Prompt: With the pictures left out, copy the listing below exactly.

Raw data:
______
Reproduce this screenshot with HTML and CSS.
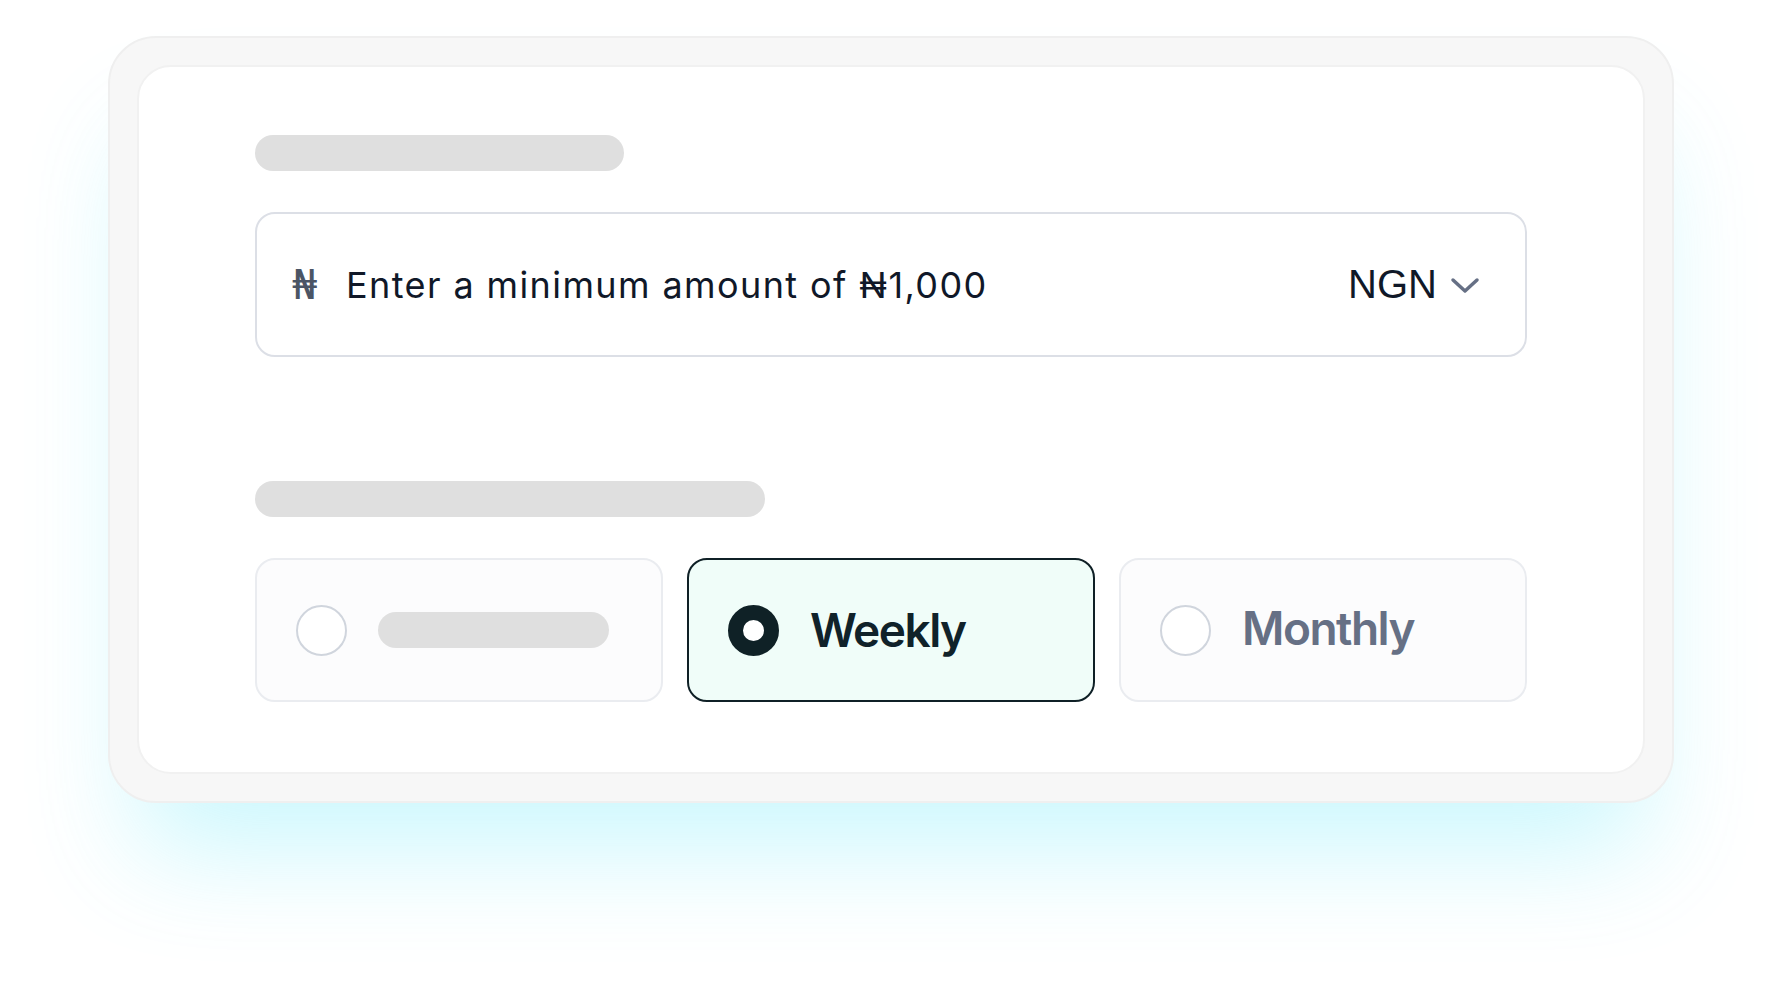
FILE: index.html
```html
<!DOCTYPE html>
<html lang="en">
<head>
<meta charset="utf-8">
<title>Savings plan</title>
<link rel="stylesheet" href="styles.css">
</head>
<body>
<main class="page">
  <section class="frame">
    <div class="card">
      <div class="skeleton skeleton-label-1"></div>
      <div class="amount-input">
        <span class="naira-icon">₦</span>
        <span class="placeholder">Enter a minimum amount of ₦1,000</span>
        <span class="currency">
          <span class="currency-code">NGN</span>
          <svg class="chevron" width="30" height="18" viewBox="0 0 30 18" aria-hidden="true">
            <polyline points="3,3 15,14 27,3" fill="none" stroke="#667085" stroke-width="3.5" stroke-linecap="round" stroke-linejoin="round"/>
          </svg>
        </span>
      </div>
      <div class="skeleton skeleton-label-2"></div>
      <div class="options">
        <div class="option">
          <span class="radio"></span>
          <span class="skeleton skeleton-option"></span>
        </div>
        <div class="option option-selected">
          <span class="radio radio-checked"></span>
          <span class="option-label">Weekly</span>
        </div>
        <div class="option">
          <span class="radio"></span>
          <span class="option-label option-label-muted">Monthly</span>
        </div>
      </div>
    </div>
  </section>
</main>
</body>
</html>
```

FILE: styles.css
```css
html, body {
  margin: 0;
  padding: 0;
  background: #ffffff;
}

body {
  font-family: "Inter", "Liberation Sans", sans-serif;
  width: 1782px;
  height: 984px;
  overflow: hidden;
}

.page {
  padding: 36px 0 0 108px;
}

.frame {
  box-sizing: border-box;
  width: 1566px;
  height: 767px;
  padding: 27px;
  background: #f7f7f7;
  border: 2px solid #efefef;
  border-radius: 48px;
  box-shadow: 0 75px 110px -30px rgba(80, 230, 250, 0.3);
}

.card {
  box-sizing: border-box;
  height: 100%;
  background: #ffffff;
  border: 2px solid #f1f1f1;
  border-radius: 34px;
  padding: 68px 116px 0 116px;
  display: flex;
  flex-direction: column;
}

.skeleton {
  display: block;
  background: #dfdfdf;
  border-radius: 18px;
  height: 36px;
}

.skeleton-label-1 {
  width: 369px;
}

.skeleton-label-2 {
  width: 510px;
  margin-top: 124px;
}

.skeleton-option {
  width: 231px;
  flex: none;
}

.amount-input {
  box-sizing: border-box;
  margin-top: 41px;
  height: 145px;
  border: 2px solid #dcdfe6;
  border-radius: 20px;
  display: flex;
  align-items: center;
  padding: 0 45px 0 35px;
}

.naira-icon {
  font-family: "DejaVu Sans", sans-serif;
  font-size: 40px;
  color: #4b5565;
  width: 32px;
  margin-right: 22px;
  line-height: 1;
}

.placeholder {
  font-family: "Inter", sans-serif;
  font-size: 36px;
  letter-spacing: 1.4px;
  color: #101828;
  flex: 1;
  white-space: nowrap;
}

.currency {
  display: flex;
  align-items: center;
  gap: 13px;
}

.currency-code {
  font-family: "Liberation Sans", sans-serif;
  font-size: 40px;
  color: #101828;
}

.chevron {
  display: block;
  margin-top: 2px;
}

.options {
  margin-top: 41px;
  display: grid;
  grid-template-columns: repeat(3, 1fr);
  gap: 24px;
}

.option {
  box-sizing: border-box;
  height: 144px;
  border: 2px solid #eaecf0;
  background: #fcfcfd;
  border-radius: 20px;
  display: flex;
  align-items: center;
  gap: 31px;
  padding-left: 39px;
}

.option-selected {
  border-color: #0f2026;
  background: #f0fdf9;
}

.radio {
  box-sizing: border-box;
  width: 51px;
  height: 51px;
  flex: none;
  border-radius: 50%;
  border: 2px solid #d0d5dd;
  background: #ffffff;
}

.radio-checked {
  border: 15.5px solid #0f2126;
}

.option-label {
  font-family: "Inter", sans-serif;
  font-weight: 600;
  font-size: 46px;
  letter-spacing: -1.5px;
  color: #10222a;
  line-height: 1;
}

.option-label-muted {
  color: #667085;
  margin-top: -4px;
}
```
______
Full answer:
Reproduce this screenshot with HTML and CSS.
FILE: index.html
```html
<!DOCTYPE html>
<html lang="en">
<head>
<meta charset="utf-8">
<title>Savings plan</title>
<link rel="stylesheet" href="styles.css">
</head>
<body>
<main class="page">
  <section class="frame">
    <div class="card">
      <div class="skeleton skeleton-label-1"></div>
      <div class="amount-input">
        <span class="naira-icon">₦</span>
        <span class="placeholder">Enter a minimum amount of ₦1,000</span>
        <span class="currency">
          <span class="currency-code">NGN</span>
          <svg class="chevron" width="30" height="18" viewBox="0 0 30 18" aria-hidden="true">
            <polyline points="3,3 15,14 27,3" fill="none" stroke="#667085" stroke-width="3.5" stroke-linecap="round" stroke-linejoin="round"/>
          </svg>
        </span>
      </div>
      <div class="skeleton skeleton-label-2"></div>
      <div class="options">
        <div class="option">
          <span class="radio"></span>
          <span class="skeleton skeleton-option"></span>
        </div>
        <div class="option option-selected">
          <span class="radio radio-checked"></span>
          <span class="option-label">Weekly</span>
        </div>
        <div class="option">
          <span class="radio"></span>
          <span class="option-label option-label-muted">Monthly</span>
        </div>
      </div>
    </div>
  </section>
</main>
</body>
</html>
```

FILE: styles.css
```css
html, body {
  margin: 0;
  padding: 0;
  background: #ffffff;
}

body {
  font-family: "Inter", "Liberation Sans", sans-serif;
  width: 1782px;
  height: 984px;
  overflow: hidden;
}

.page {
  padding: 36px 0 0 108px;
}

.frame {
  box-sizing: border-box;
  width: 1566px;
  height: 767px;
  padding: 27px;
  background: #f7f7f7;
  border: 2px solid #efefef;
  border-radius: 48px;
  box-shadow: 0 75px 110px -30px rgba(80, 230, 250, 0.3);
}

.card {
  box-sizing: border-box;
  height: 100%;
  background: #ffffff;
  border: 2px solid #f1f1f1;
  border-radius: 34px;
  padding: 68px 116px 0 116px;
  display: flex;
  flex-direction: column;
}

.skeleton {
  display: block;
  background: #dfdfdf;
  border-radius: 18px;
  height: 36px;
}

.skeleton-label-1 {
  width: 369px;
}

.skeleton-label-2 {
  width: 510px;
  margin-top: 124px;
}

.skeleton-option {
  width: 231px;
  flex: none;
}

.amount-input {
  box-sizing: border-box;
  margin-top: 41px;
  height: 145px;
  border: 2px solid #dcdfe6;
  border-radius: 20px;
  display: flex;
  align-items: center;
  padding: 0 45px 0 35px;
}

.naira-icon {
  font-family: "DejaVu Sans", sans-serif;
  font-size: 40px;
  color: #4b5565;
  width: 32px;
  margin-right: 22px;
  line-height: 1;
}

.placeholder {
  font-family: "Inter", sans-serif;
  font-size: 36px;
  letter-spacing: 1.4px;
  color: #101828;
  flex: 1;
  white-space: nowrap;
}

.currency {
  display: flex;
  align-items: center;
  gap: 13px;
}

.currency-code {
  font-family: "Liberation Sans", sans-serif;
  font-size: 40px;
  color: #101828;
}

.chevron {
  display: block;
  margin-top: 2px;
}

.options {
  margin-top: 41px;
  display: grid;
  grid-template-columns: repeat(3, 1fr);
  gap: 24px;
}

.option {
  box-sizing: border-box;
  height: 144px;
  border: 2px solid #eaecf0;
  background: #fcfcfd;
  border-radius: 20px;
  display: flex;
  align-items: center;
  gap: 31px;
  padding-left: 39px;
}

.option-selected {
  border-color: #0f2026;
  background: #f0fdf9;
}

.radio {
  box-sizing: border-box;
  width: 51px;
  height: 51px;
  flex: none;
  border-radius: 50%;
  border: 2px solid #d0d5dd;
  background: #ffffff;
}

.radio-checked {
  border: 15.5px solid #0f2126;
}

.option-label {
  font-family: "Inter", sans-serif;
  font-weight: 600;
  font-size: 46px;
  letter-spacing: -1.5px;
  color: #10222a;
  line-height: 1;
}

.option-label-muted {
  color: #667085;
  margin-top: -4px;
}
```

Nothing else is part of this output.